Being Kind Isn’t Enough

Comfort comes in all-inclusive packages

I once watched a student run back and forth through a music school,
upside down on the ceiling.

At various points they attempted to touch their ears with their heels, paused to see whether it might be possible to scratch their back with their nose, then tried to shake hands with themselves from behind.

All of this was accompanied by joy, confidence, and complete enthusiasm — utterly oblivious to the environment and its very real limitations.

Direction changed without warning.
Speed varied arbitrarily.

Everyone else kept pretending this was creative exploration.

The parents were present. Calm. Almost relieved — as if responsibility had quietly changed hands.

And the teacher?

The teacher was busy searching for a backing track — something the student might finally connect with.

As if the problem were musical.
As if the chaos were a question of engagement, not orientation.

The student was very happy.
And completely lost.

No one would call that progress.

But in education, we do it all the time.

When Kindness Becomes a Problem

Kindness matters.
Care matters.
Warmth matters.
Encouragement matters.

It is an argument against the modern confusion between kindness and giving people what they want.

Because kindness without understanding quickly becomes indulgence.

Feed a student sweets because it keeps them happy.
Let them watch television all day because it avoids conflict.
Never challenge behaviour because it feels uncomfortable.

You may be very kind.
You are not being helpful.

Comfort is easy.
Care is not.

The Cult of Comfort

Somewhere along the way, education absorbed a dangerous belief:
that discomfort is harmful, and boundaries are unkind.

That if a student disengages, the material must be wrong.
If behaviour deteriorates, the connection must be lacking.
And if progress stalls, the teacher must be at fault.

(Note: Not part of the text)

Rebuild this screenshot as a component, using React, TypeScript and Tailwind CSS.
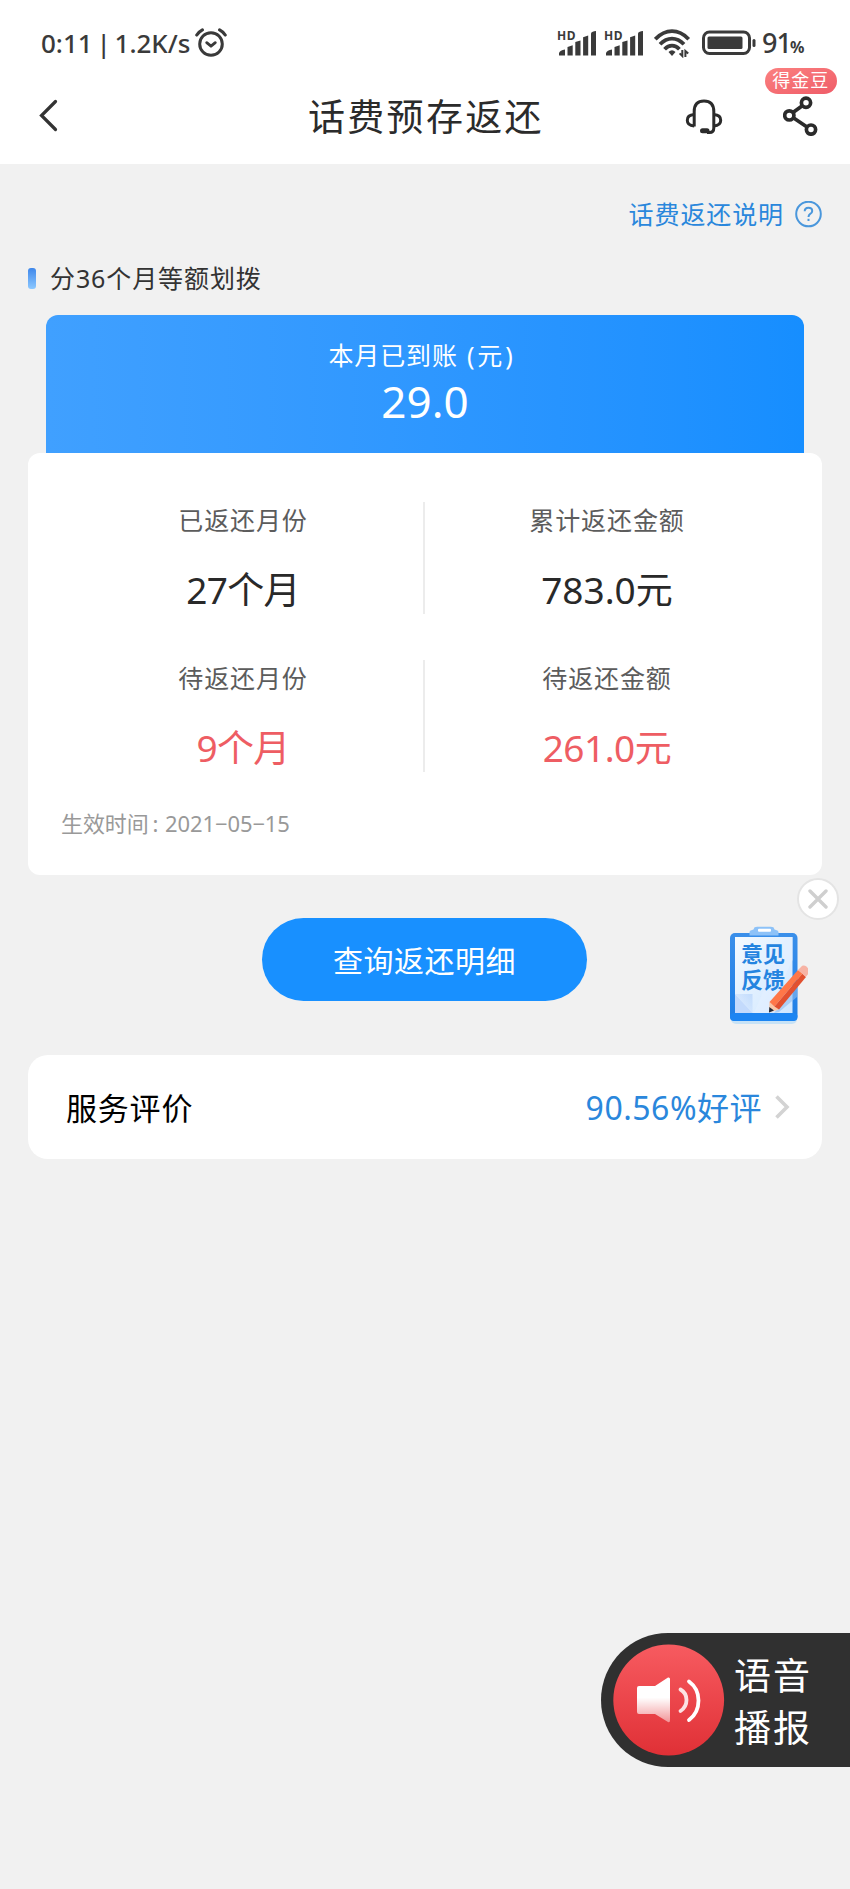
import type { ReactNode } from "react";

const DARK = "#3a3a3a";

function AlarmIcon() {
  return (
    <svg width="32" height="30" viewBox="0 0 32 30" fill="none" stroke={DARK} strokeLinecap="round">
      <circle cx="16" cy="16" r="11.3" strokeWidth="3" />
      <path d="M11.7 14.7 L16 18.2 L20.3 14.7" strokeWidth="2.8" strokeLinejoin="round" />
      <path d="M1.8 7 Q4 3.6 7.4 1.9 M30.2 7 Q28 3.6 24.6 1.9" strokeWidth="3.2" />
    </svg>
  );
}

function SignalIcon() {
  return (
    <svg width="41" height="37" viewBox="0 -5 41 37" fill={DARK}>
      <text x="0" y="9.6" fontSize="12" fontWeight="700" fontFamily="Noto Sans, sans-serif" textLength="18.5">
        HD
      </text>
      <path d="M2 25.5 V23 Q3 20.3 8 19.6 V25.5 Z" />
      <path d="M10.5 25.5 V17 L15.7 15.2 V25.5 Z" />
      <path d="M18.3 25.5 V12 L23.5 10.4 V25.5 Z" />
      <path d="M26.1 25.5 V7.3 L31.2 5.6 V25.5 Z" />
      <path d="M34 25.5 V3.2 Q35 1.2 39 1 V25.5 Z" />
    </svg>
  );
}

function WifiIcon() {
  return (
    <svg width="37" height="29" viewBox="0 0 37 29" fill="none" stroke={DARK} strokeWidth="3.8">
      <path d="M1.3 10.2 Q9 2.2 18 2.2 Q27 2.2 34.7 10.2" />
      <path d="M6 15.3 Q11.5 9.6 18 9.6 Q24.5 9.6 30 15.3" />
      <path d="M10.6 20.2 Q14 16.6 18 16.6 Q22 16.6 25.4 20.2" />
      <path d="M14.5 23 Q18 19.5 21.5 23 L18 27 Z" fill={DARK} stroke="none" />
      <path d="M28.3 21 V27 L25.6 24.4 M31.4 28 V22 L34.2 24.6" strokeWidth="2" />
    </svg>
  );
}

function BatteryIcon() {
  return (
    <svg width="54" height="26" viewBox="0 0 54 26" fill="none">
      <rect x="1.5" y="2" width="46" height="21.5" rx="6" stroke={DARK} strokeWidth="3" />
      <rect x="5.5" y="6.5" width="35" height="12.5" rx="1.5" fill={DARK} />
      <rect x="50.5" y="9" width="3" height="8" rx="1.5" fill={DARK} />
    </svg>
  );
}

function HeadsetIcon() {
  return (
    <svg width="38" height="36" viewBox="0 0 38 36" fill="none" stroke="#2b2b2b" strokeWidth="3">
      <path d="M9.2 27.5 V12.5 Q9.2 2 19 2 Q28.8 2 28.8 12.5 V29 Q28.8 33.5 24.5 33.5 H22" />
      <path d="M9.2 15.6 Q2.3 16 2.3 21.3 Q2.3 26.6 9.2 27" />
      <path d="M28.8 15.6 Q35.7 16 35.7 21.3 Q35.7 26.6 28.8 27" />
      <path d="M17.5 31.8 H22" strokeWidth="5" strokeLinecap="round" />
    </svg>
  );
}

function ShareIcon() {
  return (
    <svg width="35" height="40" viewBox="0 0 35 40" fill="none" stroke="#2b2b2b" strokeWidth="3.7">
      <circle cx="23" cy="6.7" r="4.6" />
      <circle cx="6.3" cy="19.4" r="4.6" />
      <circle cx="28" cy="33.6" r="4.6" />
      <path d="M19.3 9.7 L10 16.5 M10.3 21.8 L24 31" />
    </svg>
  );
}

function ClipboardIcon() {
  return (
    <div className="relative h-[104px] w-[84px]">
      <svg className="absolute inset-0" width="84" height="104" viewBox="0 0 84 104">
        <defs>
          <linearGradient id="paper" x1="0" y1="0" x2="1" y2="1">
            <stop offset="0" stopColor="#f4faff" />
            <stop offset="1" stopColor="#cfe6ff" />
          </linearGradient>
          <linearGradient id="board" x1="0" y1="0" x2="0" y2="1">
            <stop offset="0" stopColor="#3a8fea" />
            <stop offset="1" stopColor="#1f7fe6" />
          </linearGradient>
          <linearGradient id="fold" x1="0" y1="1" x2="1" y2="0">
            <stop offset="0" stopColor="#e6f1ff" />
            <stop offset="1" stopColor="#a9cbfa" />
          </linearGradient>
        </defs>
        <rect x="7" y="13" width="66" height="87" rx="5" fill="#b5dcf8" opacity="0.7" />
        <rect x="6" y="9" width="67.5" height="88" rx="5" fill="url(#board)" />
        <rect x="6" y="89" width="67.5" height="8" rx="4" fill="#1c85f2" />
        <rect x="11" y="13" width="57.5" height="76" fill="url(#paper)" />
        <path d="M68.5 13 V36 L44 89 H30 L62 13 Z" fill="#e2f0ff" opacity="0.7" />
        <path d="M11 70 L28.5 89 H11 Z" fill="#c3dafc" />
        <path d="M11 70 H28.5 V89 Z" fill="url(#fold)" opacity="0.55" />
        <path d="M25.5 11.5 V8 Q25.5 6.5 28 6 Q30 5.5 30 4.5 Q30 2.8 33 2.8 H47 Q50 2.8 50 4.5 Q50 5.5 52 6 Q54.5 6.5 54.5 8 V11.5 Z" fill="#8dc2f8" />
        <rect x="34" y="4.8" width="13" height="3" rx="1" fill="#fff" />
      </svg>
      <div className="absolute top-[14.5px] left-[17px] w-[46px] font-['Noto_Sans_CJK_SC',sans-serif] text-[22px] leading-[26px] font-bold text-[#2484e0]">
        意见反馈
      </div>
      <svg className="absolute inset-0" width="84" height="104" viewBox="0 0 84 104">
        <path d="M50 89 L73 63 L73 73 L55 88 Z" fill="#8fbdf0" opacity="0.6" />
        <path d="M45 88.5 L45.5 78 L55 85.5 Z" fill="#f9c8a8" />
        <path d="M45 88.5 L45.3 83 L50 86.5 Z" fill="#222b3a" />
        <path d="M45.5 78 L74 46 L78.5 49.5 L50.5 82.5 Z" fill="#ff7748" />
        <path d="M50.5 82.5 L78.5 49.5 L82 53 L55 85.5 Z" fill="#e2502f" />
        <path d="M74 46 L77 43 Q79 40.5 82.5 42.5 Q86 46 84.5 49.5 L81.8 53 Z" fill="#f7b3a4" />
      </svg>
    </div>
  );
}

function SpeakerIcon() {
  return (
    <svg width="112" height="112" viewBox="0 0 112 112" fill="none">
      <defs>
        <linearGradient id="disc" x1="0" y1="0" x2="0" y2="1">
          <stop offset="0" stopColor="#f75b60" />
          <stop offset="1" stopColor="#e03036" />
        </linearGradient>
        <linearGradient id="horn" x1="0" y1="0" x2="0" y2="1">
          <stop offset="0.45" stopColor="#fff" />
          <stop offset="1" stopColor="#fff" stopOpacity="0.45" />
        </linearGradient>
      </defs>
      <circle cx="55.7" cy="56" r="55.4" fill="url(#disc)" />
      <path d="M24 44 Q24 42 26 42 H42 L55 33.5 Q57 33 57 35 V76 Q57 79 55 78 L42 70 H26 Q24 70 24 68 Z" fill="url(#horn)" />
      <g stroke="#fff" strokeWidth="3.8" strokeLinecap="round">
        <path d="M67.5 45.5 Q73.5 49 73.5 56 Q73.5 63 67.5 67" opacity="0.85" />
        <path d="M76 37.5 Q85.5 44.5 85.5 56.5 Q85.5 69 76 76" />
      </g>
    </svg>
  );
}

function Stat({ label, value, red }: { label: string; value: ReactNode; red?: boolean }) {
  return (
    <div className="flex flex-1 flex-col items-center">
      <div className="h-[37px] text-[25px] leading-[37px] tracking-[0.9px] text-[#5c5c5c]">{label}</div>
      <div
        className={
          "mt-[29px] h-[44px] text-[37px] leading-[44px] " + (red ? "text-[#ee5d63]" : "text-[#292929]")
        }
      >
        {value}
      </div>
    </div>
  );
}

function StatRow({ children }: { children: ReactNode }) {
  return <div className="flex h-[112px] pl-[35px] pr-[35px]">{children}</div>;
}

function Divider() {
  return <div className="h-[112px] w-0.5 bg-[#ececec]" />;
}

export default function App() {
  return (
    <div className="relative flex h-[1889px] w-[850px] flex-col overflow-hidden bg-[#f1f1f1] font-['Noto_Sans','Noto_Sans_CJK_SC',sans-serif]">
      <header className="h-[164px] shrink-0 bg-white">
        <div className="flex h-[86px] items-center pl-[41px] pr-[46px] text-[#3a3a3a]">
          <span className="w-[154px] whitespace-nowrap text-[26px] font-medium [word-spacing:-3px]">0:11 | 1.2K/s</span>
          <AlarmIcon />
          <div className="ml-auto flex items-center">
            <SignalIcon />
            <div className="w-[6px]" />
            <SignalIcon />
            <div className="w-[9px]" />
            <WifiIcon />
            <div className="w-[11px]" />
            <BatteryIcon />
            <div className="ml-[6px] flex items-baseline font-medium">
              <span className="w-[28px] text-[27px] tracking-[-1px]">91</span>
              <span className="w-[14px] text-[16px] font-bold">%</span>
            </div>
          </div>
        </div>
        <div className="grid h-[60px] grid-cols-[308px_1fr_308px] items-center">
          <svg className="ml-[38px]" width="22" height="36" viewBox="0 0 22 36" fill="none" stroke="#333" strokeWidth="3.2" strokeLinecap="round">
            <path d="M17.5 2.5 L3.5 16.5 L17.5 30.5" />
          </svg>
          <h1 className="whitespace-nowrap pt-[1px] text-[37px] leading-[60px] tracking-[2.3px] text-[#2b2b2b]">话费预存返还</h1>
          <div className="flex items-center pl-[141px]">
            <HeadsetIcon />
            <div className="relative -mt-[2px] ml-[60px]">
              <ShareIcon />
              <span className="absolute -top-[28px] -left-[18px] h-[26px] w-[72px] whitespace-nowrap rounded-full bg-gradient-to-br from-[#fb8080] to-[#ef5c68] text-center text-[18px] leading-[25px] tracking-[1px] text-white">
                得金豆
              </span>
            </div>
          </div>
        </div>
      </header>

      <main className="flex flex-col px-[28px]">
        <div className="mt-[30px] flex h-10 items-center justify-end text-[#2a87dc]">
          <span className="pt-[2px] text-[25px] tracking-[0.9px]">话费返还说明</span>
          <svg className="ml-[11px]" width="27" height="27" viewBox="0 0 27 27" fill="none" stroke="#4a97dc" strokeWidth="2">
            <circle cx="13.5" cy="13" r="12.3" />
            <path d="M9.7 10.3 Q9.7 6.7 13.4 6.7 Q17.2 6.7 17.2 9.9 Q17.2 11.8 15.2 12.9 Q13.5 13.9 13.5 16" />
            <path d="M13.5 17.8 V20" />
          </svg>
        </div>

        <div className="mt-[24px] flex h-10 items-center">
          <div className="h-[21px] w-2 rounded-[3px] bg-gradient-to-b from-[#3f87ea] to-[#8cc8ff]" />
          <span className="ml-[14px] pt-[2px] text-[25px] tracking-[0.9px] text-[#333]">分36个月等额划拨</span>
        </div>

        <section className="mx-[18px] mt-[17px] flex h-[137.5px] flex-col items-center rounded-t-[12px] bg-gradient-to-r from-[#40a0ff] to-[#168eff] text-white">
          <div className="mt-[20px] mr-[8px] h-10 text-[25px] leading-10 tracking-[0.9px]">
            本月已到账<span className="ml-[9px]">(</span>
            <span className="ml-[2px]">元</span>
            <span className="ml-[2px]">)</span>
          </div>
          <div className="h-[52px] text-[44px] leading-[52px]">29.0</div>
        </section>

        <section className="h-[422.5px] rounded-[12px] bg-white pt-[49px]">
          <StatRow>
            <Stat label="已返还月份" value={<span className="tracking-[-0.7px]">27个月</span>} />
            <Divider />
            <div className="flex flex-1 pl-[2px]">
              <Stat label="累计返还金额" value="783.0元" />
            </div>
          </StatRow>
          <div className="h-[46px]" />
          <StatRow>
            <Stat label="待返还月份" value={<span className="tracking-[-0.7px]">9个月</span>} red />
            <Divider />
            <div className="flex flex-1 pl-[2px]">
              <Stat label="待返还金额" value={<span className="tracking-[-0.5px]">261.0元</span>} red />
            </div>
          </StatRow>
          <div className="mt-[35px] flex pl-[33px] text-[22px] leading-8 text-[#999]">
            <span className="w-[104px] whitespace-nowrap tracking-[-0.1px]">
              生效时间<span className="ml-[4px]">:</span>
            </span>
            <span className="whitespace-nowrap tracking-[-0.1px]">2021−05−15</span>
          </div>
        </section>

        <button className="mt-[43px] mr-[1px] h-[83px] w-[325px] self-center rounded-full bg-[#1890ff] pt-[1px] text-[30px] tracking-[0.5px] text-white">
          查询返还明细
        </button>

        <section className="mt-[54px] flex h-[104px] items-center rounded-[20px] bg-white pl-[38px] pr-[32px]">
          <span className="pt-[2px] text-[31px] tracking-[0.8px] text-black">服务评价</span>
          <span className="ml-auto pt-[1px] text-[32px] tracking-[0.5px] text-[#2a87dc]">90.56%好评</span>
          <svg className="ml-[12px]" width="16" height="26" viewBox="0 0 16 26" fill="none" stroke="#d3d3d3" strokeWidth="3.6">
            <path d="M2.5 2.5 L13 13 L2.5 23.5" />
          </svg>
        </section>
      </main>

      <button className="absolute top-[878px] left-[797px] flex size-[42px] items-center justify-center rounded-full border-2 border-[#e4e4e4] bg-white">
        <svg width="20" height="20" viewBox="0 0 20 20" stroke="#cfcfcf" strokeWidth="3.4" strokeLinecap="round">
          <path d="M2 2 L18 18 M18 2 L2 18" />
        </svg>
      </button>
      <div className="absolute top-[924px] left-[724px]">
        <ClipboardIcon />
      </div>

      <aside className="absolute top-[1633px] right-0 flex h-[134px] w-[249px] items-center rounded-l-full bg-[#303030] pl-[12px] text-white">
        <SpeakerIcon />
        <div className="ml-[9px] w-[78px] pt-[3px] text-[37px] leading-[52px] tracking-[2px]">语音播报</div>
      </aside>
    </div>
  );
}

This sounds compassionate.
It isn’t.

It quietly removes responsibility from everyone involved — except the teacher.

The Sacred Circle of Connection

The Cult of Comfort produces a very specific pattern of behaviour — what I think of as the sacred circle of connection.

Inside this circle, everything is framed as caring.
Outside it, everything is framed as harmful.

Maintaining a pleasant emotional atmosphere becomes the primary goal.
Anything that risks disrupting it is quietly reclassified as dangerous.

Questioning behaviour becomes “judgement”.
Naming avoidance becomes “pressure”.
And boundaries are dismissed as cruelty.

Connection, in this form, becomes sacred — not because it is deep or effective, but because it is morally protected.

Once inside the circle, improvement is no longer required.
Only harmony.

The student feels heard.
The adult feels kind.
And nothing actually changes.

This is how teachers end up searching for ever more engaging material while behaviour deteriorates.
How backing tracks replace orientation.
How effort is discussed endlessly — and expected never.

The circle is closed.
Any challenge to it is treated as an attack on care itself.

But connection that cannot survive honesty is not connection.
It is avoidance with good branding.

Real connection is not fragile.
It can tolerate boundaries.
It can survive disappointment.
And it does not collapse the moment someone says, “This isn’t working.”

The sacred circle of connection feels compassionate.
But it quietly removes direction.

And without direction, students are left doing what they were doing already — confidently, comfortably, and without progress.

Taboo One: “Bad Behaviour Means the Teaching Is Bad”

This is one of the most persistent myths in modern education.

The idea that if a student is disruptive, unfocused, or resistant,
it must be because the material is uninspiring or the lesson insufficiently engaging.

Sometimes that is true.
Often it is not.

Students are capable of being bored, defiant, restless, or resistant even in excellent lessons, with thoughtfully chosen material, delivered well.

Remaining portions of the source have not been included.